As Kānaka working in community-facing roles within astronomy spaces in Hawaiʻi, we often find ourselves carrying more than just our professional roles. We carry ʻike, identity, and a deep sense of kuleana to the places and communities that shape us. That kuleana does not stay outside of our work. It moves with us into every space we enter.

Recently, we engaged in community meetings across the pae ʻāina through the Mauna Kea Stewardship and Oversight Authority. We listened to voices from different islands, each sharing memories, ʻike, and pilina with Maunakea. What stood out was not only the diversity of perspectives, but the consistency of relationship. There was a shared understanding that this work does not exist in isolation, but within a broader landscape of relationships, histories, and ongoing conversations around stewardship and responsibility.

The mana of those spaces stayed with us.

They reminded us that our presence in astronomy is not separate from who we are as Kānaka. Long before telescopes, our kūpuna observed the skies, navigating vast oceans and understanding their movements through relationship and practice. Observation was never only technical, but relational, grounded in ʻike and in an awareness of place that extends beyond what is measurable.

That understanding continues to shape how we move through these spaces.

Kuleana is often spoken about as responsibility, but for us, it is not something that turns on or off depending on where we are. It is present in how we listen, how we engage, and how we decide what we are willing to accept or remain silent about.

At times, this work feels like kōnane.
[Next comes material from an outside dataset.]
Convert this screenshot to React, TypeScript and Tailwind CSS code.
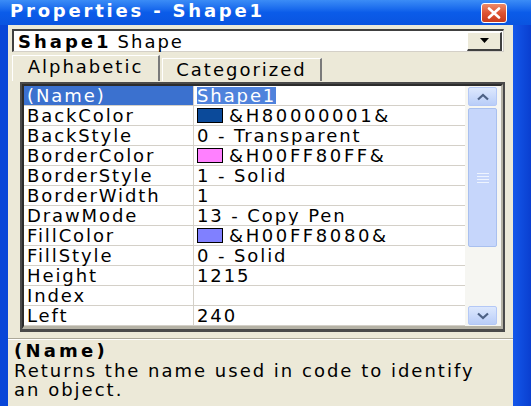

Each move is deliberate. Each choice shapes what becomes possible next. Not every move is visible, and not every move leads to immediate change, but over time, the board shifts. Relationships shift. The environment itself begins to respond.

There are moments when that kuleana feels clear, grounded in relationship and in the ways we hold space with intention. But there are also moments where it feels heavier, where it sits in tension with the structures around us. In those moments, there is no simple resolution. There is only the work of deciding how we continue to show up.

We carry kuleana to our communities, who continue to share their ʻike and manaʻo about the future of Maunakea. We carry kuleana to our kūpuna, whose knowledge systems remind us that observation is rooted in relationship, not only technique.

We also carry kuleana within the institutions we are part of. Part of that responsibility is helping these spaces become more grounded, more aware, and more accountable in their relationship to place.

The road up the mountain is never just a road.

Each time we make that drive, we are reminded that we are not arriving as only one thing. We arrive carrying everything that has shaped us, everything that we are accountable to, and everything that we are still learning how to hold.


Kenika Lorenzo-Elarco works in astronomy at the W. M. Keck Observatory, and Kara Dumaguin works in community relations at the Canada-France-Hawai’i Telescope.